Somos una plaga no solo para el planeta sino para nosotros mismos. Al malagueño, al barcelonés, al madrileño —por poner ejemplos— les están echando de sus propios centros históricos seres iguales a ellos, que a su vez corren y pagan y viajan para copar los centros de las ciudades de los que toman la suya, en un proceso invasivo sin fin. Los conocedores ya no se susurran lugares de moda a los que ir, sino sitios en los que huir de la masa. Los ricos compran con sus yates y su dinero la posibilidad de aislarse, de reservarse lugares a los que la muchedumbre no pueda llegar. Ese es el objetivo final de viajar al espacio o al fondo del océano, huir del gentío, de la belleza agostada por la masa que ellos ya conocieron en tiempos mejores.

Vamos a codazos, a empellones, sin que importe nada ni nadie que no seamos nosotros mismos. Hemos retrocedido tanto que resulta obsceno

El dinero impide, a la vez, que intentemos reconducir esta situación insostenible. En una sociedad en la que si le dices a alguien que el dinero no lo es todo o que no es buena idea prostituir tus propios recursos, se te van a reír en toda la jeta, ¿cómo haces comprender que la economía —el sector turístico—, los beneficios que esta deja, no justifican todo ni repararán después los estragos que provoca? En el caso de España esto es aún más sangrante. Ningún gobernante apuesta en serio por solucionar este problema. Todos presumen de los incrementos constantes del número de visitantes del país. Crecimiento constante, eterno, como si fuera posible. Y cuando lo intentan, como Colau, lo hacen con una mezcla de torpeza y visión estaliniana que no es asumida sino por un puñado de outsiders.

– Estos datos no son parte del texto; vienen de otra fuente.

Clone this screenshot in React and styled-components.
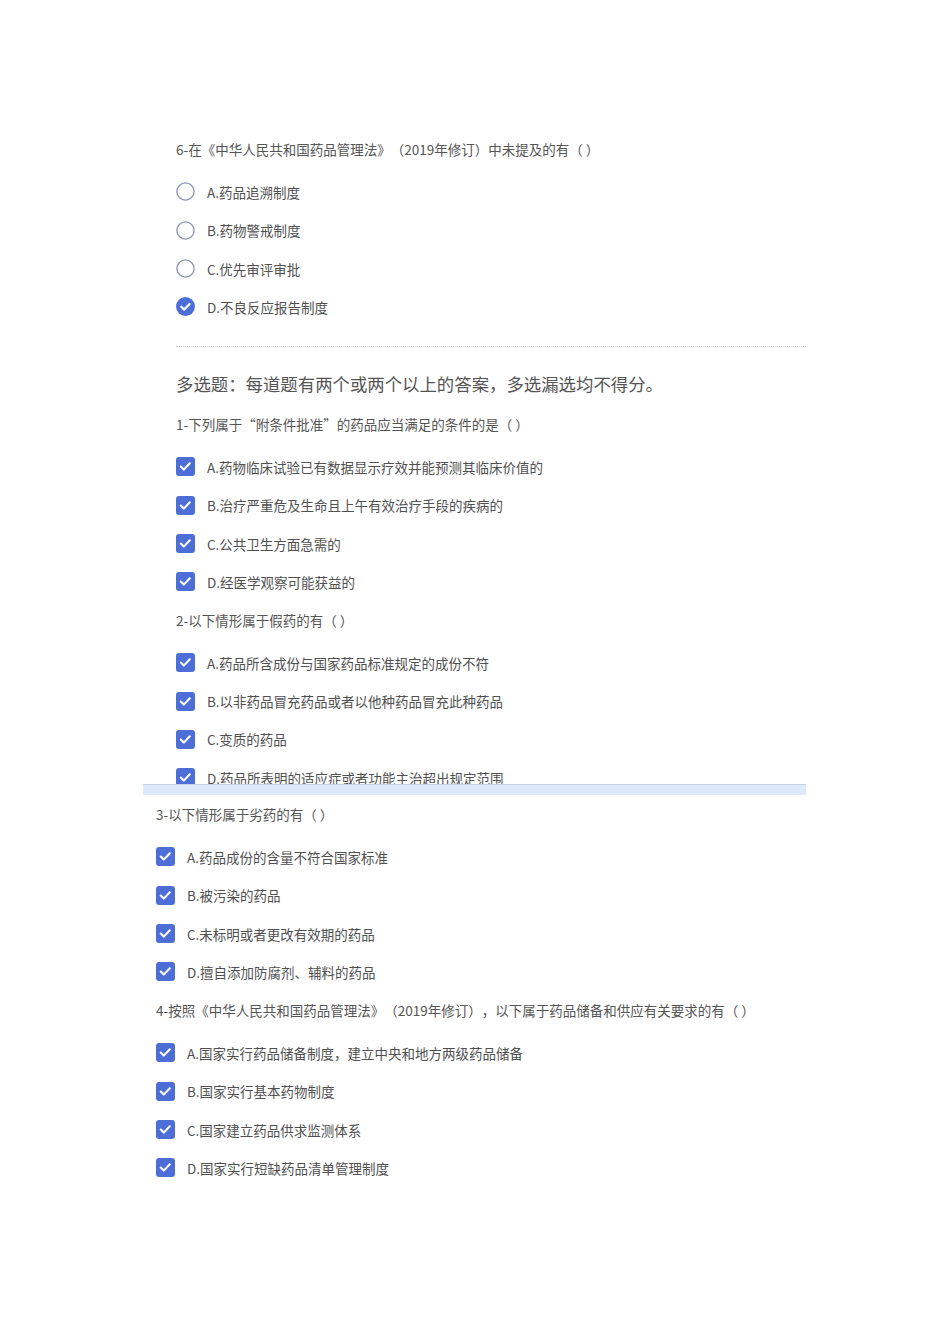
import styled, { createGlobalStyle } from "styled-components";

const GlobalStyle = createGlobalStyle`
  html, body {
    margin: 0;
    padding: 0;
    background: #fff;
  }
  body {
    font-family: "Noto Sans CJK SC", "Noto Sans", "Liberation Sans", sans-serif;
    color: #4a4a4a;
    text-spacing-trim: space-all;
  }
`;

const singleQuestion = {
  title: "6-在《中华人民共和国药品管理法》（2019年修订）中未提及的有（ ）",
  options: [
    { text: "A.药品追溯制度", checked: false },
    { text: "B.药物警戒制度", checked: false },
    { text: "C.优先审评审批", checked: false },
    { text: "D.不良反应报告制度", checked: true },
  ],
};

const topQuestions = [
  {
    title: "1-下列属于“附条件批准”的药品应当满足的条件的是（ ）",
    options: [
      "A.药物临床试验已有数据显示疗效并能预测其临床价值的",
      "B.治疗严重危及生命且上午有效治疗手段的疾病的",
      "C.公共卫生方面急需的",
      "D.经医学观察可能获益的",
    ],
  },
  {
    title: "2-以下情形属于假药的有（ ）",
    options: [
      "A.药品所含成份与国家药品标准规定的成份不符",
      "B.以非药品冒充药品或者以他种药品冒充此种药品",
      "C.变质的药品",
      "D.药品所表明的适应症或者功能主治超出规定范围",
    ],
  },
];

const bottomQuestions = [
  {
    title: "3-以下情形属于劣药的有（ ）",
    options: [
      "A.药品成份的含量不符合国家标准",
      "B.被污染的药品",
      "C.未标明或者更改有效期的药品",
      "D.擅自添加防腐剂、辅料的药品",
    ],
  },
  {
    title:
      "4-按照《中华人民共和国药品管理法》（2019年修订），以下属于药品储备和供应有关要求的有（ ）",
    options: [
      "A.国家实行药品储备制度，建立中央和地方两级药品储备",
      "B.国家实行基本药物制度",
      "C.国家建立药品供求监测体系",
      "D.国家实行短缺药品清单管理制度",
    ],
  },
];

function RadioIcon({ checked }) {
  if (checked) {
    return (
      <svg width="19" height="19" viewBox="0 0 19 19">
        <circle cx="9.5" cy="9.5" r="9.5" fill="#4d6ed6" />
        <path
          d="M5.3 9.7l2.9 2.9 5.4-5.6"
          fill="none"
          stroke="#fff"
          strokeWidth="2.2"
          strokeLinecap="round"
          strokeLinejoin="round"
        />
      </svg>
    );
  }
  return (
    <svg width="19" height="19" viewBox="0 0 19 19">
      <circle cx="9.5" cy="9.5" r="8.6" fill="#fff" stroke="#8d97b5" strokeWidth="1.4" />
    </svg>
  );
}

function CheckIcon() {
  return (
    <svg width="19" height="19" viewBox="0 0 19 19">
      <rect x="0" y="0" width="19" height="19" rx="3" fill="#4d6ed6" />
      <path
        d="M4.8 9.6l3 3 6-6.3"
        fill="none"
        stroke="#fff"
        strokeWidth="2.1"
        strokeLinecap="round"
        strokeLinejoin="round"
      />
    </svg>
  );
}

function Question({ title, children }) {
  return (
    <QuestionBlock>
      <QuestionTitle>{title}</QuestionTitle>
      <OptionList>{children}</OptionList>
    </QuestionBlock>
  );
}

function CheckQuestion({ q }) {
  return (
    <Question title={q.title}>
      {q.options.map((text) => (
        <OptionRow key={text}>
          <IconBox>
            <CheckIcon />
          </IconBox>
          <OptionText>{text}</OptionText>
        </OptionRow>
      ))}
    </Question>
  );
}

export default function App() {
  return (
    <>
      <GlobalStyle />
      <Page>
        <TopPanel>
          <Question title={singleQuestion.title}>
            {singleQuestion.options.map((o) => (
              <OptionRow key={o.text}>
                <IconBox>
                  <RadioIcon checked={o.checked} />
                </IconBox>
                <OptionText>{o.text}</OptionText>
              </OptionRow>
            ))}
          </Question>
          <Divider />
          <SectionHeading>多选题：每道题有两个或两个以上的答案，多选漏选均不得分。</SectionHeading>
          {topQuestions.map((q) => (
            <CheckQuestion key={q.title} q={q} />
          ))}
        </TopPanel>
        <BottomPanel>
          <SeamBar />
          <BottomContent>
            {bottomQuestions.map((q) => (
              <CheckQuestion key={q.title} q={q} />
            ))}
          </BottomContent>
        </BottomPanel>
      </Page>
    </>
  );
}

const Page = styled.div`
  width: 950px;
  min-height: 1344px;
  padding-top: 139px;
  box-sizing: border-box;
`;

const TopPanel = styled.div`
  display: flex;
  flex-direction: column;
  margin-left: 176px;
  width: 630px;
  height: 645px;
  overflow: hidden;
`;

const QuestionBlock = styled.div`
  display: flex;
  flex-direction: column;
  flex-shrink: 0;
  margin-bottom: 8.8px;
`;

const QuestionTitle = styled.div`
  font-size: 13.5px;
  line-height: 20px;
  height: 20px;
  color: #555;
  white-space: nowrap;
  margin-bottom: 13.8px;
`;

const OptionList = styled.div`
  display: flex;
  flex-direction: column;
`;

const OptionRow = styled.div`
  display: flex;
  align-items: center;
  height: 38.33px;
  flex-shrink: 0;
`;

const IconBox = styled.span`
  display: flex;
  width: 19px;
  height: 19px;
  margin-right: 12px;
  flex-shrink: 0;
`;

const OptionText = styled.span`
  font-size: 13.5px;
  line-height: 20px;
  color: #505050;
  white-space: nowrap;
`;

const Divider = styled.div`
  flex-shrink: 0;
  margin-top: 11px;
  border-top: 1px dotted #c8c8c8;
  height: 0;
`;

const SectionHeading = styled.div`
  flex-shrink: 0;
  margin-top: 25px;
  margin-bottom: 18px;
  font-size: 17.4px;
  line-height: 24px;
  height: 24px;
  color: #555;
  white-space: nowrap;
`;

const BottomPanel = styled.div`
  margin-left: 143px;
  width: 663px;
`;

const SeamBar = styled.div`
  height: 10px;
  background: #dceaf9;
  border-top: 1px solid #c5d3e3;
`;

const BottomContent = styled.div`
  display: flex;
  flex-direction: column;
  padding: 9px 0 0 13px;
`;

No es que yo tenga el bálsamo de Fierabrás, por eso no me presento a las elecciones, pero el diagnóstico es claro. Somos una plaga y acabaremos por agostar el mundo. Lo más evidente parece ser revertir el daño realizado por las empresas tecnológicas que han implantado sus propias normas sobre las de los estados y han ocasionado disfunciones de todo tipo. Las aplicaciones son las que han dado carta de naturaleza a los pisos turísticos, que no tienen las mismas obligaciones que los hoteles reglados, al poner en contacto a una oferta global con una demanda global. La codicia ha hecho el resto. Los centros convertidos en parques temáticos, las ciudades desbordadas y los jóvenes oriundos sin posibilidad de emanciparse. Han sido ellos, los preclaros negociantes de las tecnológicas, los que nos han jodido la vida vendiéndonos que nos la hacían más fácil. El borreguismo y el miedo a poner orden si eso arriesga votos han hecho el resto.

Somos una plaga y no vamos a aplicarnos el insecticida necesario.

Qué quieren, yo no tengo hijos y tampoco me queda tanto, pero ¿y los que los tienen? ¿Y los que son más jóvenes? ¿Es que no lo ven? Será lo que decía Barjavel, que el progreso moral de los hombres nunca ha ido al mismo ritmo que el de la tecnología, y eso siempre acaba en catástrofe. Mientras esta llega, viviremos todos jodidos. Qué alegría.